Pois eleições são invariavelmente apostas sobre isso, o futuro. Currículo é pré-requisito, mas não decide. O que amarra o voto é a capacidade de liderança, de encarnar a habilidade e a força necessárias para transformar sonhos em realidade, para alcançar dias melhores. O suadouro que Barack Obama está aplicando em Hillary Clinton deveria servir de lição a esse respeito.

Lula conseguiu transformar o brasileiro médio num otimista. Se o estado de espírito persistir, o presidente da República será o principal eleitor em 2010. Mas isso não significa que a oposição vá necessariamente caminhar para o matadouro. Se ela for inteligente, poderá tentar emplacar um discurso em que estejam conectadas as realizações positivas do governo do PT e a necessidade de renovação política, sem grandes rupturas.

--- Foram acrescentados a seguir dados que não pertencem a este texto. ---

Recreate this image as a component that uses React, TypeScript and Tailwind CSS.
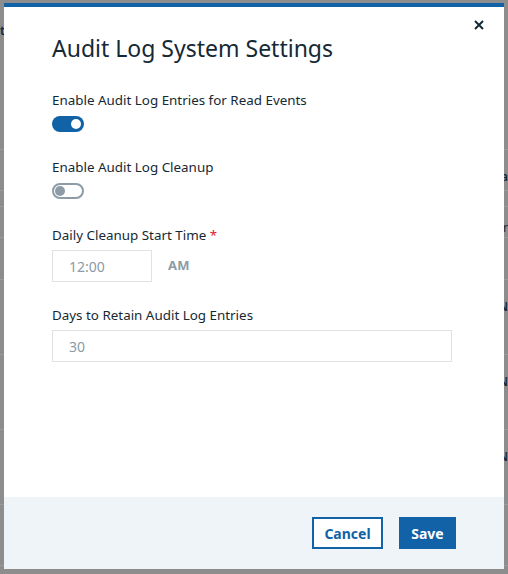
import React from "react";

const font = { fontFamily: '"Noto Sans", "Open Sans", sans-serif' };

function Toggle({ on }: { on: boolean }) {
  if (on) {
    return (
      <div className="flex h-4 w-8 items-center justify-end rounded-full bg-[#1162a6] px-[3px]">
        <div className="h-[10px] w-[10px] rounded-full bg-white" />
      </div>
    );
  }
  return (
    <div className="flex h-4 w-8 items-center rounded-full border-2 border-[#8c9ba5] bg-white px-[1px]">
      <div className="h-[10px] w-[10px] rounded-full bg-[#8c9ba5]" />
    </div>
  );
}

function Backdrop() {
  const rows = [150, 41, 16, 31, 42, 75, 75, 75, 61];
  return (
    <div className="flex h-full w-full flex-col bg-[#8d8d8d]">
      {rows.map((h, i) => (
        <div key={i} style={{ height: h }} className="flex shrink-0 justify-between border-b border-[#9a9a9a] text-[12px] font-semibold leading-[17px] text-[#1b2730]">
          <div className="pt-[22px]">{i === 0 ? "t" : ""}</div>
          <div className="flex flex-col pt-[18px]">
            {i === 1 ? <span>a</span> : null}
            {i === 3 ? <span className="-mt-[6px] font-normal">r</span> : null}
            {i >= 5 && i <= 7 ? (
              <>
                <span>N</span>
                <span>t</span>
              </>
            ) : null}
          </div>
        </div>
      ))}
    </div>
  );
}

export default function App() {
  return (
    <div className="relative h-[574px] w-[508px] overflow-hidden" style={font}>
      <Backdrop />
      <div className="absolute left-[4px] top-[3px] flex h-[566px] w-[500px] flex-col border-t-4 border-[#1162a6] bg-white">
        <div className="relative flex-1 px-12 pt-[25px] text-[#152935]">
          <button className="absolute right-[20px] top-[13px] text-[#152935]">
            <svg width="10" height="10" viewBox="0 0 10 10">
              <path d="M1 1 L9 9 M9 1 L1 9" stroke="#152935" strokeWidth="2" />
            </svg>
          </button>
          <h2 className="text-[23px] leading-[32px] text-[#152935]">Audit Log System Settings</h2>
          <div className="mt-[27px] text-[13.4px] leading-[18px]">Enable Audit Log Entries for Read Events</div>
          <div className="mt-[7px]"><Toggle on /></div>
          <div className="mt-[26px] text-[13.4px] leading-[18px]">Enable Audit Log Cleanup</div>
          <div className="mt-[7px]"><Toggle on={false} /></div>
          <div className="mt-[27px] text-[13.4px] leading-[18px]">
            Daily Cleanup Start Time <span className="text-[#e0182d]">*</span>
          </div>
          <div className="mt-[6px] flex items-center gap-4">
            <div className="flex h-8 w-[100px] items-center border border-[#dfe3e6] px-4 text-[14px] text-[#8c9ba5]">12:00</div>
            <span className="text-[13px] font-bold tracking-wide text-[#8c9ba5]">AM</span>
          </div>
          <div className="mt-[24px] text-[13.4px] leading-[18px]">Days to Retain Audit Log Entries</div>
          <div className="mt-[6px] flex h-8 w-[400px] items-center border border-[#dfe3e6] px-4 text-[14px] text-[#8c9ba5]">30</div>
        </div>
        <div className="flex h-[72px] items-center justify-end gap-4 bg-[#eff4f9] pr-[48px]">
          <button className="h-8 w-[71px] border-2 border-[#1162a6] bg-white text-[14px] font-bold text-[#1162a6]">Cancel</button>
          <button className="h-8 w-[57px] bg-[#1162a6] text-[14px] font-bold text-white">Save</button>
        </div>
      </div>
    </div>
  );
}
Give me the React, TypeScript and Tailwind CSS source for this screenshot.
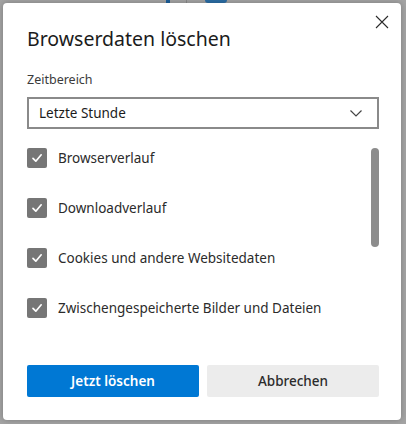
import React from "react";

const items = [
  "Browserverlauf",
  "Downloadverlauf",
  "Cookies und andere Websitedaten",
  "Zwischengespeicherte Bilder und Dateien",
];

function CheckBox() {
  return (
    <span className="flex h-[20px] w-[20px] shrink-0 items-center justify-center rounded-[2px] bg-[#767676]">
      <svg width="14" height="14" viewBox="0 0 14 14" fill="none">
        <path d="M3 7.4 L5.8 10.2 L11.2 3.8" stroke="white" strokeWidth="1.7" strokeLinecap="round" strokeLinejoin="round" />
      </svg>
    </span>
  );
}

export default function App() {
  return (
    <div
      className="relative h-[424px] w-[406px] overflow-hidden bg-[#a4a4a4] p-[3px]"
      style={{ fontFamily: '"Noto Sans", "Open Sans", sans-serif' }}
    >
      {/* faint page content behind the overlay */}
      <div className="absolute left-[166px] top-0 h-[3px] w-[4px] bg-[#1d5f9a]" />
      <div className="absolute left-[186px] top-0 h-[3px] w-[1px] bg-[#8a8a8a]" />
      <div className="absolute left-[205px] top-0 h-[3px] w-[22px] rounded-b-full bg-[#2b6da5]" />

      <div className="relative flex h-[417px] w-[398px] flex-col rounded-[4px] bg-white shadow-[0_0_6px_rgba(0,0,0,0.25)]">
        <button className="absolute right-[9px] top-[9px] flex h-[20px] w-[20px] items-center justify-center">
          <svg width="14" height="14" viewBox="0 0 14 14" fill="none">
            <path d="M1 1 L13 13 M13 1 L1 13" stroke="#2b2b2b" strokeWidth="1.1" />
          </svg>
        </button>

        <div className="pl-[24px] pr-[22px] pt-[22px]">
          <h1 className="text-[19.5px] leading-[28px] font-normal text-[#1b1b1b]">Browserdaten löschen</h1>
          <div className="mt-[18px] text-[12.5px] leading-[18px] text-[#3b3b3b]">Zeitbereich</div>
          <div className="mt-[8px] flex h-[32px] items-center justify-between border-2 border-[#8a8a8a] pl-[10px] pr-[15px]">
            <span className="text-[13.5px] text-[#1b1b1b]">Letzte Stunde</span>
            <svg width="12" height="7" viewBox="0 0 12 7" fill="none">
              <path d="M0.5 0.5 L6 6 L11.5 0.5" stroke="#444" strokeWidth="1.2" />
            </svg>
          </div>
        </div>

        <div className="mt-[4px] flex h-[200px] pl-[24px] pr-[22px]">
          <div className="flex-1 overflow-hidden">
            {items.map((t) => (
              <div key={t} className="flex h-[50px] items-center gap-[11px]">
                <CheckBox />
                <span className="text-[13.5px] text-[#2b2b2b]">{t}</span>
              </div>
            ))}
          </div>
          <div className="mt-[15px] h-[99px] w-[8px] rounded-full bg-[#8c8c8c]" />
        </div>

        <div className="mt-auto mb-[23px] flex gap-[8px] pl-[24px] pr-[22px]">
          <button className="flex h-[32px] flex-1 items-center justify-center rounded-[2px] bg-[#0078d4] text-[13.5px] font-semibold text-white">
            Jetzt löschen
          </button>
          <button className="flex h-[32px] flex-1 items-center justify-center rounded-[2px] bg-[#ececec] text-[13.5px] font-medium text-[#2b2b2b]">
            Abbrechen
          </button>
        </div>
      </div>
    </div>
  );
}
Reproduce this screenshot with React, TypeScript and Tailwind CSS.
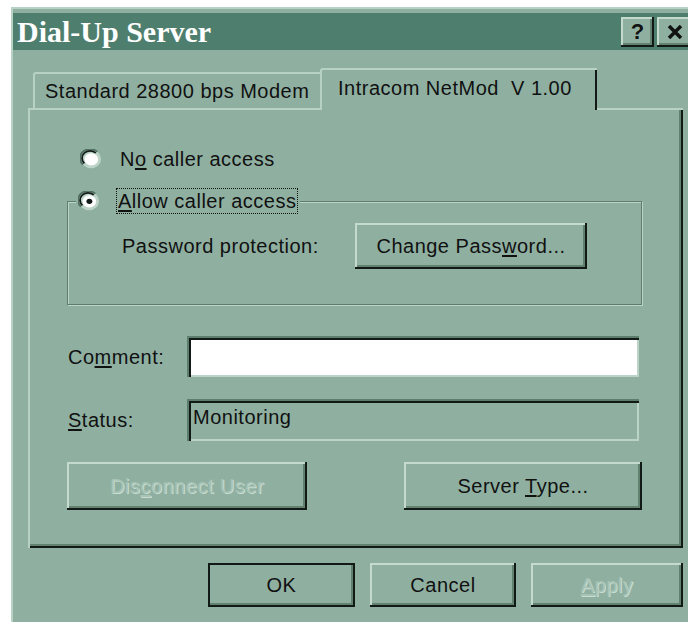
import React from "react";

const FACE = "bg-[#8fb0a1]";
const raised =
  "shadow-[inset_-2px_-2px_0_#111a16,inset_2px_2px_0_#c3dacd,inset_-4px_-4px_0_#62826f]";
const sunken =
  "shadow-[inset_2px_2px_0_#5d7d6d,inset_4px_4px_0_#111a16,inset_-2px_-2px_0_#bcd4c8]";

function Radio({ checked }: { checked?: boolean }) {
  return (
    <svg width="22" height="20" viewBox="0 0 12 12" preserveAspectRatio="none" className="shrink-0">
      <circle cx="6" cy="6" r="5.5" fill="#bcd4c8" />
      <path d="M1.6 9.4 A5.5 5.5 0 0 1 9.4 1.6" stroke="#4f6e60" strokeWidth="1" fill="none" />
      <path d="M2.4 8.6 A4.3 4.3 0 0 1 8.6 2.4" stroke="#111a16" strokeWidth="1" fill="none" />
      <circle cx="6.2" cy="6.2" r="3.7" fill="#ffffff" />
      {checked && <circle cx="6.2" cy="6.2" r="1.6" fill="#111a16" />}
    </svg>
  );
}

function Button({
  children,
  className = "",
  disabled,
  isDefault,
}: {
  children: React.ReactNode;
  className?: string;
  disabled?: boolean;
  isDefault?: boolean;
}) {
  return (
    <div
      className={`${FACE} ${raised} flex items-center justify-center ${
        isDefault ? "outline-2 outline-[#111a16] -outline-offset-2" : ""
      } ${
        disabled
          ? "text-[#a7c3b6] [text-shadow:1px_1px_0_#c9ddd2]"
          : "text-[#111]"
      } ${className}`}
    >
      <span>{children}</span>
    </div>
  );
}

export default function App() {
  return (
    <div
      className="w-[688px] h-[622px] overflow-hidden bg-white pl-[11px] pt-[7px] text-[20px] tracking-[0.5px] leading-none"
      style={{ fontFamily: '"Liberation Sans", Arial, sans-serif' }}
    >
      {/* window frame */}
      <div className={`${FACE} w-[700px] h-[640px] border-l-2 border-t-2 border-[#b8d1c5] pt-[4px] flex flex-col`}>
        {/* title bar */}
        <div className="w-[682px] h-[37px] bg-[#4e7e6d] flex items-center justify-between pl-[4px] pr-[3px]">
          <span
            className="text-white text-[30px] font-bold tracking-normal"
            style={{ fontFamily: '"Liberation Serif", "Times New Roman", serif' }}
          >
            Dial-Up Server
          </span>
          <div className="flex gap-[3px]">
            <div className={`${FACE} ${raised} w-[33px] h-[30px] flex items-center justify-center text-[22px] font-bold text-[#111] tracking-normal`}>
              ?
            </div>
            <div className={`${FACE} ${raised} w-[35px] h-[30px] flex items-center justify-center`}>
              <svg width="16" height="14" viewBox="0 0 16 14">
                <path d="M2 1 L14 13 M14 1 L2 13" stroke="#111" strokeWidth="3.5" />
              </svg>
            </div>
          </div>
        </div>

        {/* tabs + panel */}
        <div className="pl-[15px] pt-[18px] flex flex-col">
          <div className="flex items-end pl-[5px] h-[40px] relative z-10">
            <div className="w-[287px] h-[36px] border-l-2 border-t-2 border-[#b8d1c5] rounded-tl-[3px] pl-[10px] flex items-center text-[#111]">
              Standard 28800 bps Modem
            </div>
            <div className={`${FACE} w-[277px] h-[42px] -mb-[2px] border-l-2 border-t-2 border-[#b8d1c5] rounded-tl-[3px] shadow-[inset_-2px_0_0_#111a16] pl-[16px] pb-[4px] flex items-center text-[#111]`}>
              Intracom NetMod&nbsp; V 1.00
            </div>
          </div>

          <div className="w-[655px] h-[440px] border-l-2 border-t-2 border-[#b8d1c5] shadow-[inset_-2px_-2px_0_#111a16,inset_-4px_-4px_0_#62826f] pl-[37px] pr-[41px] flex flex-col text-[#111]">
            {/* no caller access */}
            <div className="mt-[38px] h-[22px] flex items-center pl-[13px] gap-[18px]">
              <Radio />
              <span>
                N<span className="underline underline-offset-2">o</span> caller access
              </span>
            </div>

            {/* allow caller access group */}
            <fieldset className="mt-[20px] h-[115px] border border-[#5d7d6d] shadow-[1px_1px_0_#bcd4c8,inset_1px_1px_0_#bcd4c8] px-0 pb-0">
              <legend className={`${FACE} ml-[8px] px-[2px] flex items-center gap-[16px] h-[22px]`}>
                <Radio checked />
                <span className="border border-dotted border-[#111] px-[1px] py-[2px]">
                  <span className="underline underline-offset-2">A</span>llow caller access
                </span>
              </legend>
              <div className="flex items-center pl-[54px] mt-[11px]">
                <span className="w-[233px]">Password protection:</span>
                <Button className="w-[232px] h-[46px]">
                  Change Pass<span className="underline underline-offset-2">w</span>ord...
                </Button>
              </div>
            </fieldset>

            {/* comment */}
            <div className="mt-[31px] flex items-center">
              <span className="w-[120px] pl-[1px]">
                Co<span className="underline underline-offset-2">m</span>ment:
              </span>
              <div className={`bg-white ${sunken} w-[452px] h-[41px]`} />
            </div>

            {/* status */}
            <div className="mt-[22px] flex items-center">
              <span className="w-[120px] pl-[1px]">
                <span className="underline underline-offset-2">S</span>tatus:
              </span>
              <div className={`${sunken} w-[452px] h-[42px] pl-[6px] pb-[6px] flex items-center`}>
                Monitoring
              </div>
            </div>

            {/* action buttons */}
            <div className="mt-[21px] flex justify-between">
              <Button disabled className="w-[240px] h-[48px]">
                Dis<span className="underline underline-offset-2">c</span>onnect User
              </Button>
              <Button className="w-[238px] h-[48px]">
                Server <span className="underline underline-offset-2">T</span>ype...
              </Button>
            </div>
          </div>

          {/* dialog buttons */}
          <div className="mt-[15px] pl-[180px] flex gap-[15px]">
            <Button isDefault className="w-[147px] h-[44px]">OK</Button>
            <Button className="w-[146px] h-[44px]">Cancel</Button>
            <Button disabled className="w-[152px] h-[44px]">
              <span className="underline underline-offset-2">A</span>pply
            </Button>
          </div>
        </div>
      </div>
    </div>
  );
}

Até o momento, a aposta da oposição parece residir em outros lugares. Em uma suposta superioridade gerencial e administrativa que só existe na cabeça dos marqueteiros dela. Ou na tentativa de levantar o país numa cruzada moral “contra a roubalheira”, conforme o conselho de Fernando Henrique Cardoso. Os números do Sensus são a enésima evidência de que, por aí, a oposição brasileira caminha mais uma vez para a derrota. Ainda que hoje possa saborear confortáveis — e enganadores — índices de intenção de voto.

Coluna (Nas entrelinhas) publicada (19/02/2008) no Correio Braziliense.
Por Alon Feuerwerker

Rizzolo: Concordo com o Alon, não há dúvida que a imagem de Lula hoje está distanciada do PT. Ao privilegiar banqueiros, e aumentar a capacidade de renda da imensa população pobre, fez o presidente uma mistura ideal (mas pouco moral) nesse momento histórico. É inocência acreditar que a elite financeira lucrando nesse patamar vai por em risco, as espetaculares rentabilidades do setor, e os pobres que agora tem ao menos mais dinheiro no bolso e oportunidades de emprego face à situação econômica, vão descer o morro rufando seus tambores de guerra por de gastos públicos de uma ministra em free shop. Falta no momento uma consciência ética, e isso se faz com tempo, condições de vida adequadas, e educação. Caso contrário surgirão vários “Lulas” quantos for necessário, na preservação dos interesses dos poderosos em troca de algumas esmolas aos desvalidos que nada tiveram e que por pouco se tornam otimistas e gratos a quem ao menos lhes estendeu as mãos.